== Data segment ==
---------------
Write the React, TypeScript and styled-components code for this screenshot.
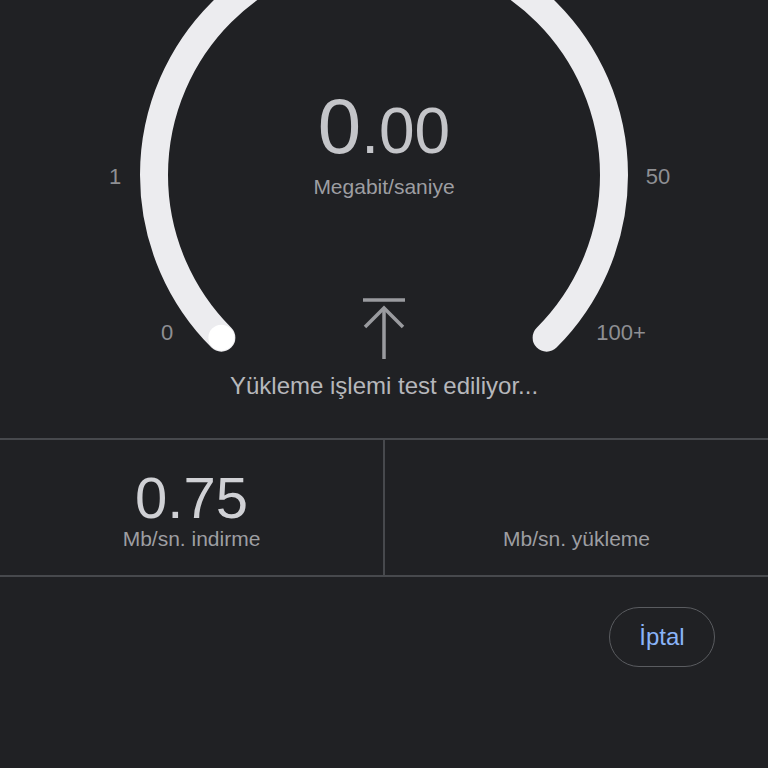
import React from "react";
import styled, { createGlobalStyle } from "styled-components";

const GlobalStyle = createGlobalStyle`
  html, body { margin:0; padding:0; background:#202124; }
  body { font-family:"Liberation Sans", Arial, sans-serif; }
  #root { min-height:768px; background:#202124; }
`;

const Page = styled.main`
  width:768px; min-height:768px; background:#202124; display:flex; flex-direction:column;
`;

const Gauge = styled.section`
  position:relative; height:438px; box-sizing:border-box; padding-top:87px;
  display:flex; flex-direction:column; align-items:center;
`;

const Dial = styled.svg`
  position:absolute; left:0; top:0; width:768px; height:438px; pointer-events:none;
`;

const Tick = styled.span<{ $x: number; $y: number }>`
  position:absolute; left:${p => p.$x}px; top:${p => p.$y}px; transform:translate(-50%, -50%);
  font-size:22px; color:#8e8f93; line-height:1;
`;

const Readout = styled.div`
  position:relative; color:#c4c5c9; line-height:1; display:flex; align-items:baseline; height:78px;
`;
const Whole = styled.span` font-size:78px; `;
const Frac = styled.span` font-size:64px; `;

const Unit = styled.div`
  position:relative; margin-top:11px; font-size:21px; line-height:1; color:#9d9ea2;
`;

const IconWrap = styled.div`
  position:relative; margin-top:100px; width:42px; height:62px;
`;

const Status = styled.div`
  position:relative; margin-top:15px; font-size:24px; line-height:1; color:#b6b7bb;
`;

const Stats = styled.section`
  display:grid; grid-template-columns:1fr 2px 1fr;
  border-top:2px solid #47494d; border-bottom:2px solid #47494d;
`;

const Divider = styled.div` background:#47494d; `;

const Cell = styled.div`
  display:flex; flex-direction:column; align-items:center; padding:29px 0 26px;
`;

const Value = styled.div`
  font-size:58px; line-height:1; height:58px; color:#d0d1d5;
`;

const Label = styled.div`
  margin-top:1px; font-size:21px; line-height:1; color:#9d9ea2;
`;

const Actions = styled.div`
  display:flex; justify-content:flex-end; padding:30px 53px 0 0;
`;

const CancelButton = styled.button`
  width:106px; height:60px; border-radius:30px; border:1.5px solid #5a5c60; background:transparent;
  color:#8ab4f8; font-family:"Liberation Sans", Arial, sans-serif; font-size:24px; cursor:pointer;
`;

function UploadIcon() {
  return (
    <svg width="42" height="62" viewBox="0 0 42 62" fill="none" stroke="#9a9b9f" strokeWidth="3.5">
      <line x1="0" y1="3" x2="42" y2="3" />
      <line x1="21" y1="11" x2="21" y2="62" />
      <polyline points="2,30 21,11 40,30" />
    </svg>
  );
}

const cx = 384, cy = 175, r = 230;
const off = r * Math.SQRT1_2;

export default function App() {
  return (
    <Page>
      <GlobalStyle />
      <Gauge>
        <Dial viewBox="0 0 768 438">
          <path
            d={`M ${cx - off} ${cy + off} A ${r} ${r} 0 1 1 ${cx + off} ${cy + off}`}
            stroke="#ececef" strokeWidth="28" strokeLinecap="round" fill="none"
          />
          <circle cx={cx - off} cy={cy + off} r="13" fill="#ffffff" />
        </Dial>
        <Tick $x={115} $y={177}>1</Tick>
        <Tick $x={658} $y={177}>50</Tick>
        <Tick $x={167} $y={333}>0</Tick>
        <Tick $x={621} $y={333}>100+</Tick>
        <Readout><Whole>0</Whole><Frac>.00</Frac></Readout>
        <Unit>Megabit/saniye</Unit>
        <IconWrap><UploadIcon /></IconWrap>
        <Status>Yükleme işlemi test ediliyor...</Status>
      </Gauge>
      <Stats>
        <Cell>
          <Value>0.75</Value>
          <Label>Mb/sn. indirme</Label>
        </Cell>
        <Divider />
        <Cell>
          <Value>&nbsp;</Value>
          <Label>Mb/sn. yükleme</Label>
        </Cell>
      </Stats>
      <Actions>
        <CancelButton>İptal</CancelButton>
      </Actions>
    </Page>
  );
}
---------------
== Stated problem ==
Copy out each line of the data where the string "components" appears.

== The completed task ==
Write the React, TypeScript and styled-components code for this screenshot.
import styled, { createGlobalStyle } from "styled-components";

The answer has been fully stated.